9. Folder-Scoped Profile
9.1 Folder Spec
Each Folder Spec defines:
- folder_id
- project
- recursive
Multiple Folder Specs MAY map to the same project.
9.2 Recursive Traversal
Default traversal is non-recursive. If recursive=true, traversal MUST be full-depth. Traversal order MUST NOT affect output determinism.
9.3 Multi-Folder Membership Policy
If a document appears under more than one distinct folder_id:
- Outcome = FAILED_POLICY
- Conflicting folder_ids MUST be logged
- Document MUST be included in RetainedSet
- Export MUST NOT occur
10. Fixture Suite
Fixtures MUST exist under fixtures/. Each fixture MUST include:
- source_snapshot.json
- expected doc.md
- expected meta.json
CI MUST execute fixture validation. Failure to match fixture output constitutes FAILED_REPRESENTATION.
Required fixtures:
- At least one multi-tab document fixture:
- expected doc.md includes at least two tab boundary markers
- expected doc.md includes content from more than one tab
- At least one nested child-tabs fixture (depth ≥ 2).

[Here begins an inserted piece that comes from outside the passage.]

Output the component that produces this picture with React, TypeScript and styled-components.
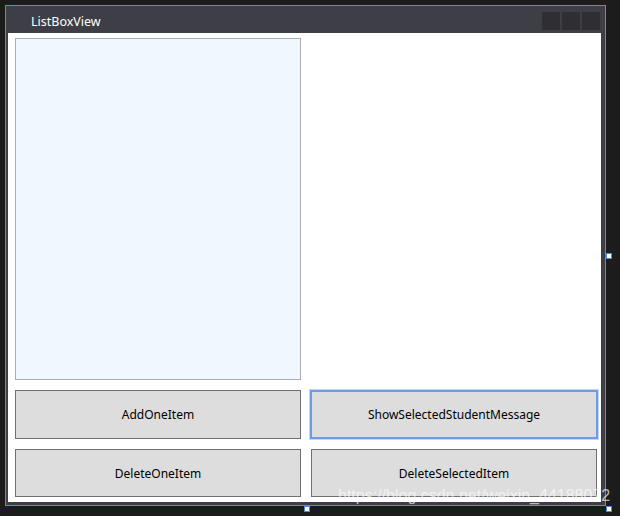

- At least one tab-title escaping fixture (title includes at least: #, (, ), and a backtick).
11. Non-Goals
- Pixel-perfect source layout preservation.
- Supporting out-of-scope structures (footnotes, headers, comments, suggestions) without explicit contract handling.
- Partial merges of manual edits.
- HTML as canonical structural output.